Most internet users are now aware of the dangers to their personal information. When it was revealed that tech companies were misusing and manipulating our personal information, there was a widespread “techlash” against the corporate behemoths Facebook, Amazon, and Google.
The explicit goal of data collection is to predict consumer wants and needs. Academics and activists have spent years exposing the perils of big data practices on individual privacy and civil liberties.
Researchers have also demonstrated how biased big data and opaque AI have reproduced racism, classism, and other forms of inequity.
However, agriculture companies such as Monsanto and John Deere have received less attention. Nonetheless, they are among the largest, most concentrated corporations in North America, with profits increasingly centered on the collection, processing, and sale of big data.
We need to pay close attention. Agricultural big data is likely to have far-reaching negative environmental and social consequences.
Profit maximization: Using the past as a guide
Farmers have been using satellite weather data for decades, but big data practices today are different. Sensors built into farm machinery, known as “precision” farm equipment, collect data. The data is then aggregated and mined for insights by corporate data scientists.

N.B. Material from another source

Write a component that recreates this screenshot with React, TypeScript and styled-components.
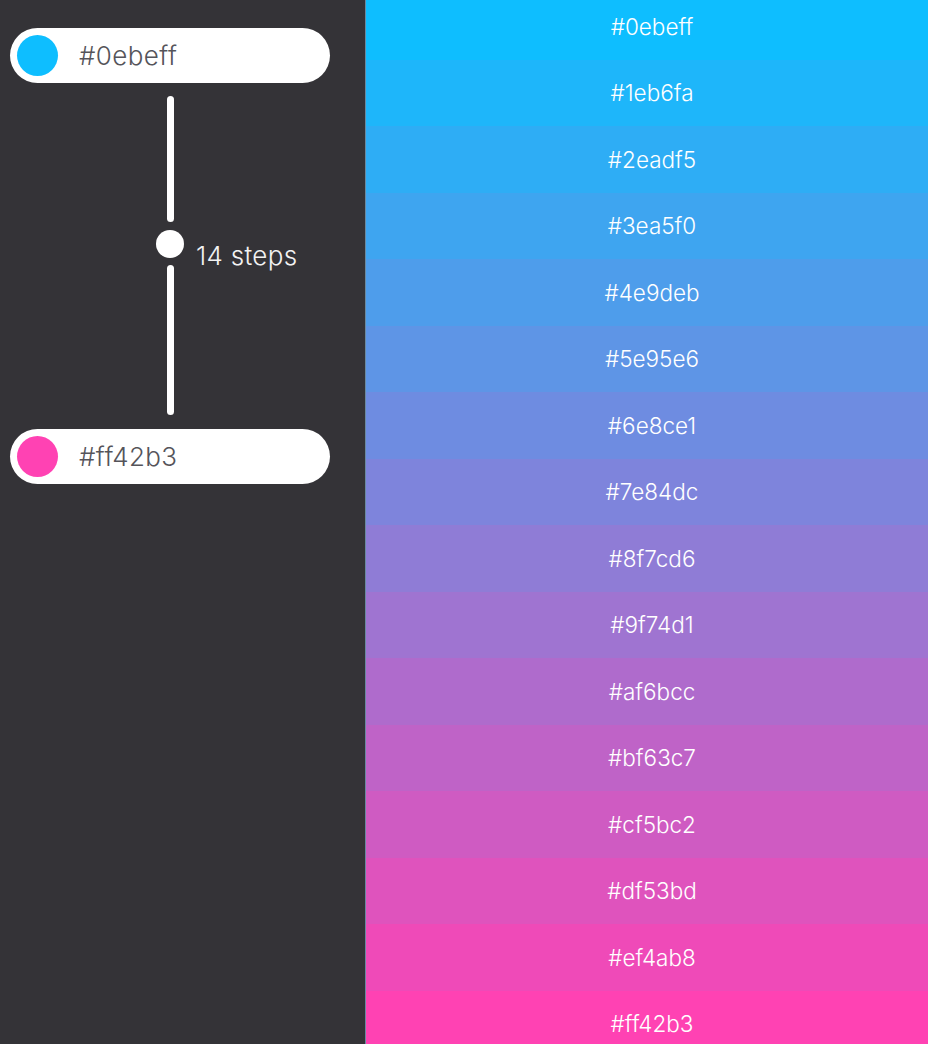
import React from "react";
import styled, { createGlobalStyle } from "styled-components";

const GlobalStyle = createGlobalStyle`
  html, body { margin: 0; padding: 0; }
  body { background: #343337; font-family: "Inter", "Lato", "Liberation Sans", sans-serif; }
`;

const START = "#0ebeff";
const END = "#ff42b3";
const STEPS = 14;

const hexToRgb = (h: string) => [1, 3, 5].map((i) => parseInt(h.slice(i, i + 2), 16));
const toHex = (n: number) => Math.round(n).toString(16).padStart(2, "0");

const buildScale = (a: string, b: string, steps: number) => {
  const ra = hexToRgb(a);
  const rb = hexToRgb(b);
  const total = steps + 2;
  return Array.from({ length: total }, (_, i) => {
    const t = i / (total - 1);
    return "#" + ra.map((v, k) => toHex(v + (rb[k] - v) * t)).join("");
  });
};

const Page = styled.div`
  display: flex;
  width: 928px;
  height: 1044px;
  overflow: hidden;
`;

const Controls = styled.aside`
  width: 365px;
  flex: none;
  box-sizing: border-box;
  padding: 28px 35px 0 10px;
  background: #343337;
  display: flex;
  flex-direction: column;
`;

const Pill = styled.div`
  height: 55px;
  border-radius: 28px;
  background: #ffffff;
  display: flex;
  align-items: center;
  padding: 0 7px;
  gap: 21px;
`;

const Dot = styled.span<{ $c: string }>`
  width: 41px;
  height: 41px;
  border-radius: 50%;
  background: ${(p) => p.$c};
  flex: none;
`;

const HexText = styled.span`
  font-size: 26px;
  font-weight: 300;
  color: #55545a;
  letter-spacing: 0.4px;
`;

const Slider = styled.div`
  margin: 13px 0 14px;
  display: flex;
  flex-direction: column;
  align-items: center;
`;

const Track = styled.div<{ $h: number }>`
  width: 7px;
  height: ${(p) => p.$h}px;
  border-radius: 4px;
  background: #ffffff;
`;

const KnobRow = styled.div`
  width: 100%;
  margin: 8px 0 7px;
  display: grid;
  grid-template-columns: 1fr 28px 1fr;
  column-gap: 12px;
  height: 28px;
`;

const Knob = styled.div`
  grid-column: 2;
  width: 28px;
  height: 28px;
  border-radius: 50%;
  background: #ffffff;
`;

const StepsLabel = styled.span`
  grid-column: 3;
  align-self: start;
  margin-top: 13px;
  font-size: 26px;
  font-weight: 300;
  color: #f2f2f2;
  white-space: nowrap;
  line-height: 26px;
  letter-spacing: 0.3px;
`;

const Swatches = styled.main`
  flex: 1;
  border-left: 1px solid #6a8aa0;
  box-sizing: border-box;
  display: flex;
  flex-direction: column;
  margin-top: -7px;
`;

const Swatch = styled.div<{ $c: string }>`
  height: 66.5px;
  flex: none;
  box-sizing: border-box;
  padding-left: 10px;
  background: ${(p) => p.$c};
  display: flex;
  align-items: center;
  justify-content: center;
  color: #ffffff;
  font-size: 22.5px;
  font-weight: 300;
`;

export default function App() {
  const scale = buildScale(START, END, STEPS);
  return (
    <>
      <GlobalStyle />
      <Page>
        <Controls>
          <Pill>
            <Dot $c={START} />
            <HexText>{START}</HexText>
          </Pill>
          <Slider>
            <Track $h={126} />
            <KnobRow>
              <Knob />
              <StepsLabel>{STEPS} steps</StepsLabel>
            </KnobRow>
            <Track $h={150} />
          </Slider>
          <Pill>
            <Dot $c={END} />
            <HexText>{END}</HexText>
          </Pill>
        </Controls>
        <Swatches>
          {scale.map((c) => (
            <Swatch key={c} $c={c}>
              {c}
            </Swatch>
          ))}
        </Swatches>
      </Page>
    </>
  );
}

While there are advantages for farmers who purchase data-driven insights, there are clear and potentially incomparable advantages for corporations. Both data-driven insights and datasets are sources of profit for private companies.
We can deduce what agribusinesses might do with big data based on insights from other industries, as well as how agribusinesses have acted in the past.
Firms collecting weather and pest pressure data from farms will most likely be able to predict which products are most needed where and then use this information to maximize profit.
Companies that supply seeds and chemicals to farmers have used price discrimination for years, selectively raising prices for inputs within demographics or regions that are seen to rely on them.
Big agricultural data has the potential to cement large agribusinesses’ market advantage.
Agricultural big data
Companies that collect and control the most data are likely to gain the most power. This is due to artificial intelligence’s scale-driven proposition: AI is only as good as the data that feeds it.
This advantage has been demonstrated by Google and Amazon, who were the first to collect internet data. Their leadership has facilitated the development of robust AI systems such as Google Search and Alexa.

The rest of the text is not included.